2. A non-secured communication path between two peers carrying data over a the base network (may carry data in a different network protocol than the base network)

Complete Definition:

The computing world has become dependent on various types of tunneling. All remote access VPN connections use tunnels, and you'll frequently hear the people talking about SSH tunnels.

A tunnel is a mechanism used to ship a foreign protocol across a network that normally wouldn't support it. Tunneling protocols allow you to use, for example, IP to send another protocol in the "data" portion of the IP datagram. Most tunneling protocols operate at layer 4, which means they are implemented as a protocol that replaces something like TCP or UDP.

VPN tunnels allow remote clients to tunnel into our network. This supports the previous notion of tunnels being used for "unsupported protocols," even though that may not be apparent. If we VPN into work to gain access to printers or file sharing, it's probably because ports 139 and 445 (the Windows mating ports) are blocked from the outside. They are, in effect, unsupported TCP ports across our border routers. But if we allowed IPSEC or PPTP across the border, to known VPN servers, then everything "just works."

Your packets destined for the Active Directory server's port 445 will be hidden with the VPN packets. When they reach the VPN server, it will demux (de-multiplex, AKA disassemble) the packet and then forward it onto the internal network. When it hits the internal network, the packet's source address is now the VPN server's internal IP, so that responses can go back to the VPN server. Other than that, the packet is exactly as you intended it at this point. Upon receiving a response, the VPN server will encapsulate that packet by adding the VPN headers, and then ship it back to you out its external interface.

A few interesting things to note about the VPN tunnel are: once your data hits the internal network it's already been unencrypted, and when your data is traversing the Internet there is extra "stuff" attached to the packet.
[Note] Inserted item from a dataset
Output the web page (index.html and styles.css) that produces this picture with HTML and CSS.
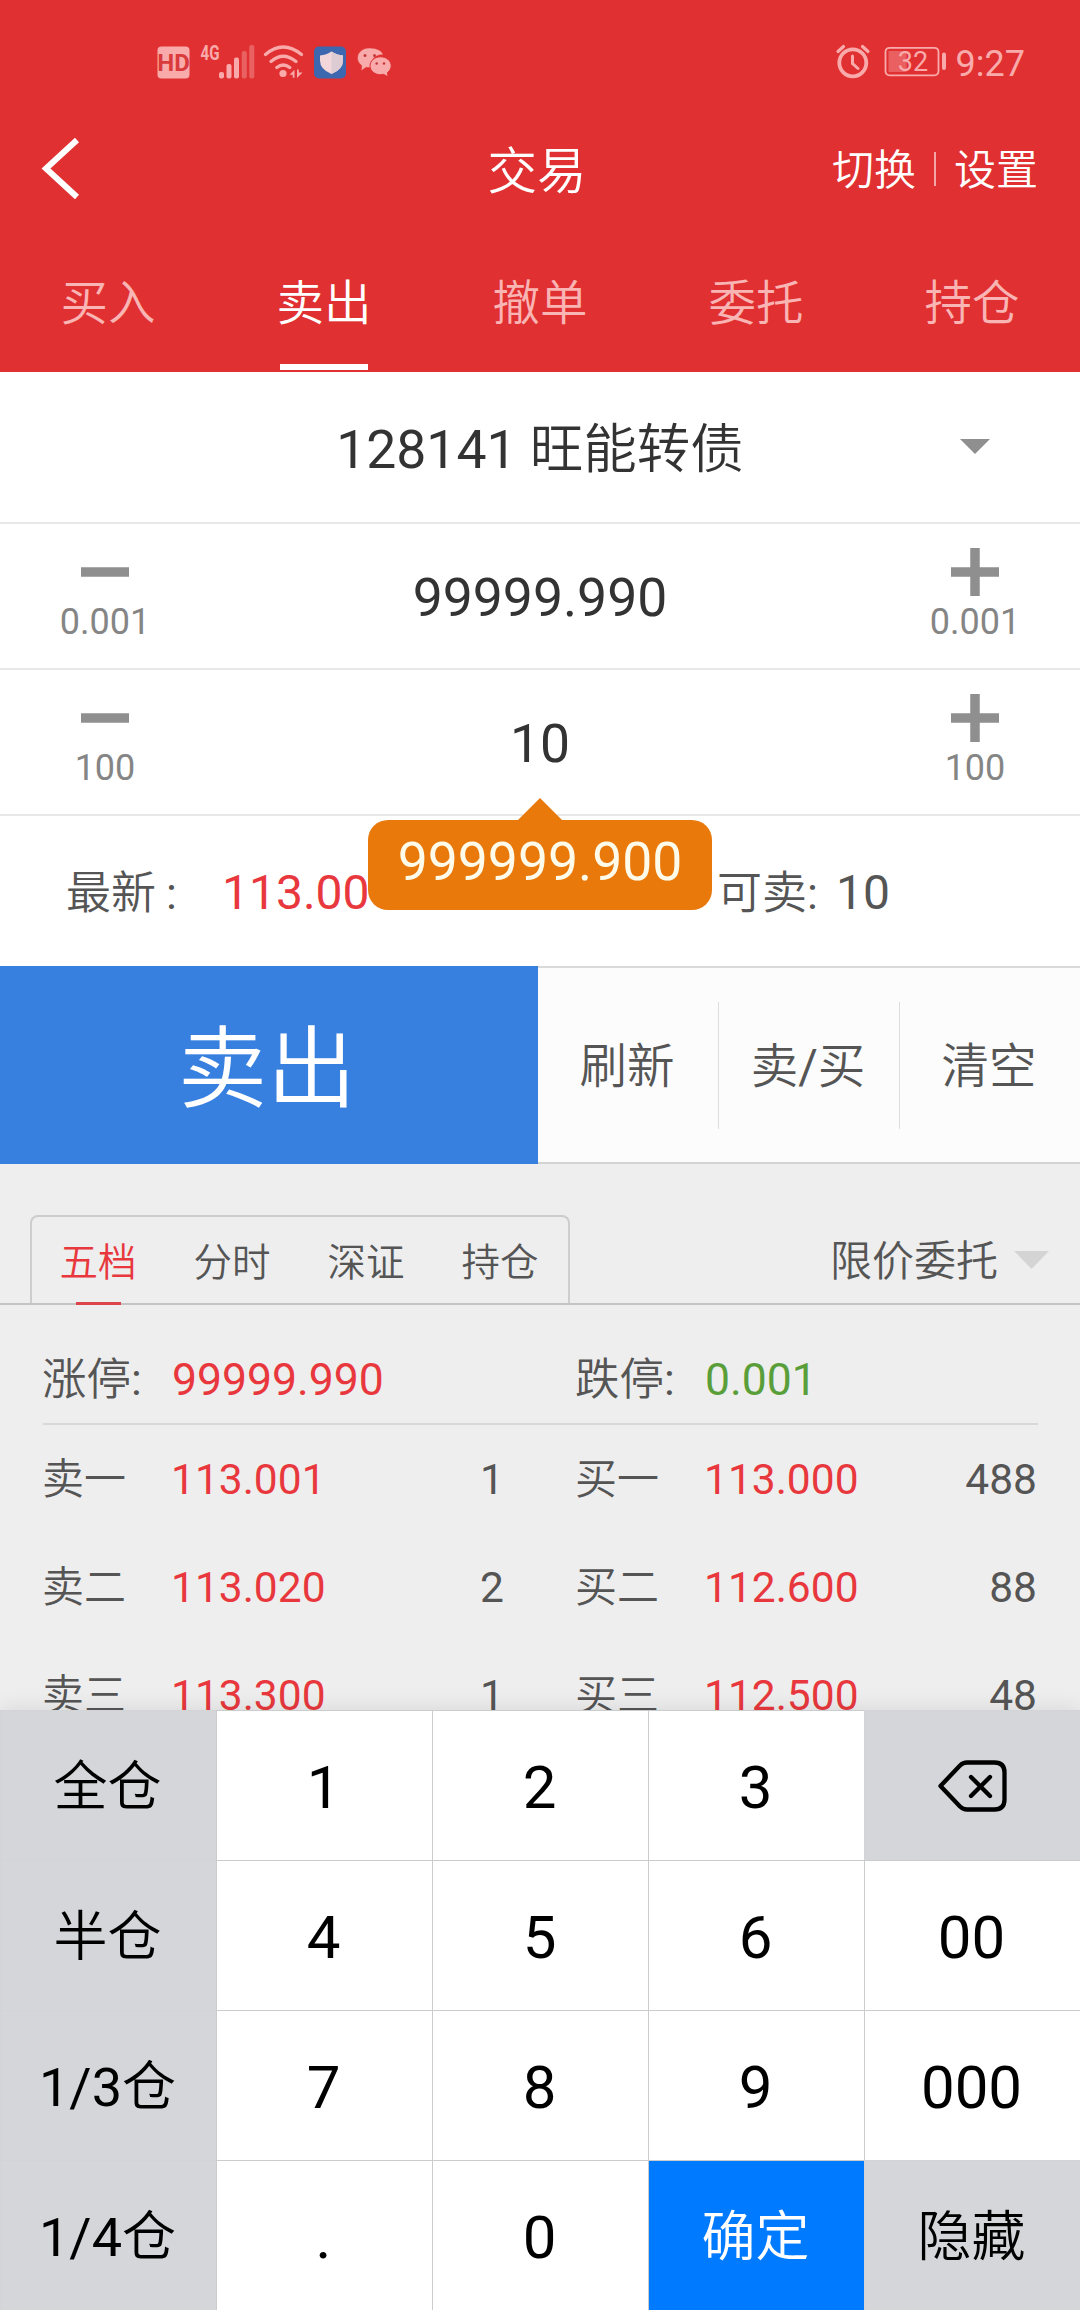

Unmentioned, but probably obvious, is that VPN protocols will also encrypt your data before transmission. It doesn't matter for understanding tunneling, but it's worth mentioning. Take notice that the encryption is not end-to-end, i.e. you and the server's communication are not truly secure. Surely it's secure from prying eyes between yourself and your work, but as soon as packets are shipped beyond the VPN server, they're once again unencrypted.